In 1802, Young postulated the existence of three types of photoreceptors in the eye, with different but overlapping response to different wavelengths of visible light.

Hermann von Helmholtz developed the theory further in 1850: that the three types of cone cell in humans could be classified as short-preferring (violet), middle-preferring (green), and long-preferring (red), according to their response to the wavelengths of light striking the retina. The relative strengths of the signals detected by the three types of cones are interpreted by the brain as a visible color.

For instance, yellow light uses different proportions of red and green, but little blue, so any hue depends on a mix of all three cones, for example, a strong red-sensitive, medium green-sensitive, and low blue-sensitive. Moreover, the intensity of colors can be changed without changing their hues, since intensity depends on the frequency of discharge to the brain, as a blue-green can be brightened but retain the same hue. The system is not perfect, as it does not distinguish yellow from a red-green mixture, but can powerfully detect subtle environmental changes.
In 1857, James Clerk Maxwell used the recently developed linear algebra to offer a mathematical proof of the Young–Helmholtz theory.

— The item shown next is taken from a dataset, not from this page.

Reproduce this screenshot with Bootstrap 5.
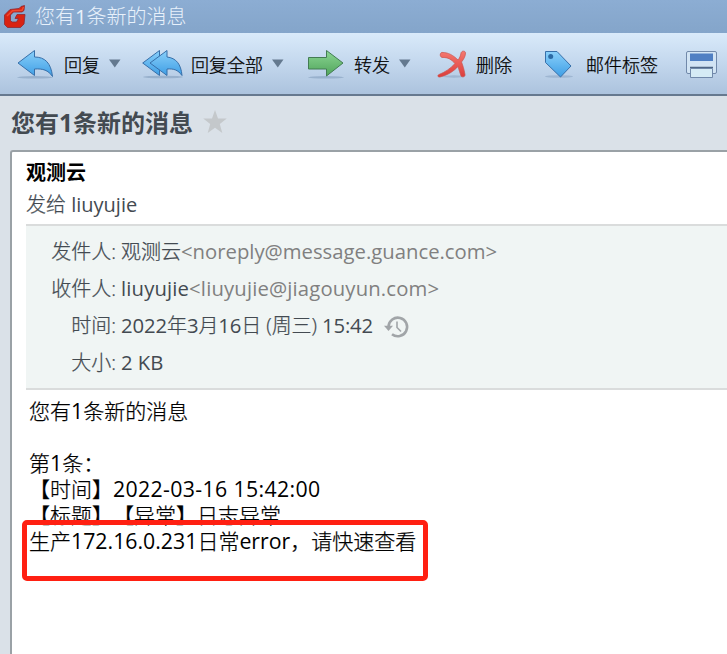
<!DOCTYPE html>
<html lang="zh-CN">
<head>
<meta charset="utf-8">
<meta name="viewport" content="width=device-width, initial-scale=1">
<title>您有1条新的消息</title>
<link rel="stylesheet" href="https://cdn.jsdelivr.net/npm/bootstrap@5.3.0/dist/css/bootstrap.min.css">
<style>
body{font-family:"Open Sans","Noto Sans CJK SC",sans-serif;font-weight:300;background:#dae1e8;height:654px;color:#000;text-spacing-trim:space-all;-webkit-text-stroke:.25px currentColor}
.cjk{font-family:"Noto Sans CJK SC",sans-serif}
.lt{font-size:1.015em;font-weight:400;-webkit-text-stroke:0}
.subject .lt{font-weight:700}
.stamp{letter-spacing:.35px}
.recipient{letter-spacing:.15px}
.clock{letter-spacing:-.1px}
.titlebar{height:33px;padding-left:4px;background:linear-gradient(#8cadd3,#84a5ca);color:#e8f1fb;font-size:20px;line-height:33px;-webkit-text-stroke:0}
.titlebar svg{margin-right:8px}
.toolbar{height:63px;background:linear-gradient(#d9eafa,#c3d7ed 50%,#acc3de);border-bottom:2px solid #66798f;font-size:18px}
.tool{height:61px;flex:none}
.tool svg{flex:none}
.tool span{padding-top:1px;margin:0 9px}
.subject{height:54px;padding-left:11px;font-size:24px;line-height:54px;font-weight:700;color:#434a51;-webkit-text-stroke:0}
.message{height:504px;margin-left:10px;border:solid #9aa1a6;border-width:2px 0 0 2px;border-top-left-radius:3px;padding:5px 0 0 14px}
.sender{font-size:20px;line-height:32px;font-weight:700;-webkit-text-stroke:0}
.sendto{font-size:20px;line-height:32px;height:35px;color:#434a51}
.sendto .lt{font-size:1em}
.details{height:166px;background:#f0f5f4;border:solid #dadcdc;border-width:2px 0;padding-top:7px;font-size:20px;color:#434a51}
.details .line{height:37px;line-height:37px}
.details .key{width:90px;margin-right:5px}
.details .addr{color:#808080}
.mailtext{padding:8px 0 0 3px;font-size:21px;line-height:26px}
.mailtext div{height:26px;white-space:nowrap}
.marker{left:22px;top:520px;width:406px;height:61px;border:5px solid #ff2012;border-radius:5px}
</style>
</head>
<body class="overflow-hidden position-relative">
<header class="titlebar d-flex align-items-center">
  <svg width="23" height="24" viewBox="0 0 23 24"><path d="M20.500.5L20 5.500 18 7H9.500L6.500 10v5.500L8 17h4.500l2-3.500H11l2-4h8L20 19l-3.500 3.500h-13L.5 19.500V10L6 4.500l9-1 2-2z" fill="#d92312" stroke="#8d2a32" stroke-width=".8"/><path d="M19.500 2L18 5.200 8.500 5.800 3 11" fill="none" stroke="#ef4b31" stroke-width="1.500"/></svg>
  <span>您有<span class="lt">1</span>条新的消息</span>
</header>
<nav class="toolbar d-flex cjk">
  <div class="tool d-flex align-items-center" style="width:142px;padding-left:17px">
    <svg width="38" height="30" viewBox="0 0 38 30"><defs><linearGradient id="bl" x2="0" y2="1"><stop stop-color="#8ad0fa"/><stop offset="1" stop-color="#3e9ee5"/></linearGradient><linearGradient id="gr" x2="0" y2="1"><stop stop-color="#8bd693"/><stop offset="1" stop-color="#50a45b"/></linearGradient><linearGradient id="rd" x2="0" y2="1"><stop stop-color="#f57970"/><stop offset="1" stop-color="#dc3d3c"/></linearGradient></defs><ellipse cx="18" cy="28.3" rx="18" ry="1.3" fill="#7893b3" opacity=".5"/><path d="M1 14L17.500 1.500V8C28 8 34 14 35.500 27.500C31 21 26 19.500 17.500 20V26.500z" fill="url(#bl)" stroke="#376fa9"/></svg>
    <span>回复</span>
    <svg width="12" height="9" viewBox="0 0 12 9"><path d="M0 .5h11.500L5.800 8.500z" fill="#64798f"/></svg>
  </div>
  <div class="tool d-flex align-items-center" style="width:165px">
    <svg width="40" height="30" viewBox="0 0 40 30" overflow="visible"><ellipse cx="21" cy="28" rx="20" ry="1.300" fill="#7893b3" opacity=".5"/><path d="M.7 14L17.500 1.500V26.500z" fill="url(#bl)" stroke="#376fa9"/><path d="M8 14L25 1.500V8C34 9 39 15 40 26.500C36 21 32 19.500 25 20V26.500z" fill="url(#bl)" stroke="#376fa9"/></svg>
    <span>回复全部</span>
    <svg width="12" height="9" viewBox="0 0 12 9"><path d="M0 .5h11.500L5.800 8.500z" fill="#64798f"/></svg>
  </div>
  <div class="tool d-flex align-items-center" style="width:130px">
    <svg width="38" height="30" viewBox="0 0 38 30"><ellipse cx="19" cy="28.300" rx="18" ry="1.200" fill="#7893b3" opacity=".5"/><path d="M1.500 8.500H19.500V1.500L36 14 19.500 27V20H1.500z" fill="url(#gr)" stroke="#437c53"/></svg>
    <span>转发</span>
    <svg width="12" height="9" viewBox="0 0 12 9"><path d="M0 .5h11.500L5.800 8.500z" fill="#64798f"/></svg>
  </div>
  <div class="tool d-flex align-items-center" style="width:107px">
    <svg width="30" height="30" viewBox="0 0 30 30"><ellipse cx="17" cy="27.500" rx="11" ry="1.200" fill="#7893b3" opacity=".4"/><path d="M6 3.500C3 2.500 2 7.500 5 8.500C11 8 15 11 18 14.500C13 20 8 23 2 25.500C0 26.500 1 28.500 3 28C11 26 17 22 21 17.500C22 21 23 24 24 27C25 28.500 28.500 28 28 25.500C27 20 26 17 24.500 13C27 10 28.500 7 28.500 4C28.500 1.500 24.500 1.500 24 4C23.500 7 22.500 9 21 11C16 6 11 3.500 6 3.500z" fill="url(#rd)" stroke="#c7554f" stroke-width=".7"/></svg>
    <span>删除</span>
  </div>
  <div class="tool d-flex align-items-center" style="width:141px">
    <svg width="33" height="30" viewBox="0 0 33 30"><ellipse cx="15" cy="27.500" rx="14" ry="1.300" fill="#7893b3" opacity=".4"/><path d="M1.500 2.500L13 2.500 27 17 16.500 28 1.500 13.500z" fill="url(#bl)" stroke="#376fa9"/><circle cx="6.700" cy="7.500" r="2.500" fill="#2c6ba5"/></svg>
    <span>邮件标签</span>
  </div>
  <div class="tool d-flex align-items-center">
    <svg width="33" height="30" viewBox="0 0 33 30"><rect x="1.500" y="2.500" width="30" height="22" rx="1.500" fill="#d2e4f4" stroke="#7189aa"/><path d="M5 4.500h23v7.500H5z" fill="#4f7fc3"/><path d="M5 18.500h23" stroke="#4f6786" stroke-width="1.500"/><path d="M5.500 19.500h22v9h-22z" fill="#d5ebf5" stroke="#7189aa"/></svg>
  </div>
</nav>
<h1 class="subject d-flex align-items-center m-0"><span>您有<span class="lt">1</span>条新的消息</span><svg class="ms-2" width="26" height="26" viewBox="0 0 26 26"><path d="M14 0l3 8.500h8.800l-7 5.400 2.500 9-7.300-5.200-7.300 5.200 2.500-9-7-5.400H11z" fill="#c4c8cb"/></svg></h1>
<main class="message bg-white">
  <div class="sender">观测云</div>
  <div class="sendto">发给 <span class="lt">liuyujie</span></div>
  <section class="details">
    <div class="line d-flex"><span class="key text-end">发件人:</span><span>观测云<span class="lt addr">&lt;noreply@message.guance.com&gt;</span></span></div>
    <div class="line d-flex"><span class="key text-end">收件人:</span><span class="lt recipient">liuyujie<span class="addr">&lt;liuyujie@jiagouyun.com&gt;</span></span></div>
    <div class="line d-flex align-items-center"><span class="key text-end">时间:</span><span class="clock"><span class="lt">2022</span>年<span class="lt">3</span>月<span class="lt">16</span>日 (周三) <span class="lt">15:42</span></span>
      <svg style="margin-left:11px;margin-top:2px" width="26" height="24" viewBox="0 0 26 24" fill="none" stroke="#a1a5a8" stroke-width="2.600"><path d="M4.500 11.500A9.300 9.300 0 1 1 8 19.200"/><path d="M0 10.800h9L4.500 16z" fill="#a1a5a8" stroke="none"/><path d="M13 6.500v6l4 4" stroke-width="1.600"/></svg>
    </div>
    <div class="line d-flex"><span class="key text-end">大小:</span><span class="lt">2 KB</span></div>
  </section>
  <article class="mailtext">
    <div>您有<span class="lt">1</span>条新的消息</div>
    <div></div>
    <div>第<span class="lt">1</span>条：</div>
    <div>【时间】<span class="lt stamp">2022-03-16 15:42:00</span></div>
    <div>【标题】【异常】日志异常</div>
    <div>生产<span class="lt">172.16.0.231</span>日常<span class="lt">error</span>，请快速查看</div>
  </article>
</main>
<div class="marker position-absolute"></div>
<script src="https://cdn.jsdelivr.net/npm/bootstrap@5.3.0/dist/js/bootstrap.bundle.min.js"></script>
</body>
</html>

=== Experimental validation ===
The existence of cells sensitive to three different wavelength ranges (most sensitive to yellowish green, cyanish-green, and blue – not red, green and blue) was first shown in 1956 by Gunnar Svaetichin. In 1983 it was validated in human retinas in an experiment by Herbert Dartnall, James Bowmaker, and John Mollon, who obtained microspectrophotopic readings of single eye cone cells. Earlier evidence for the theory had been obtained by looking at light reflected from the retinas of living humans, and absorption of light by retinal cells removed from corpses.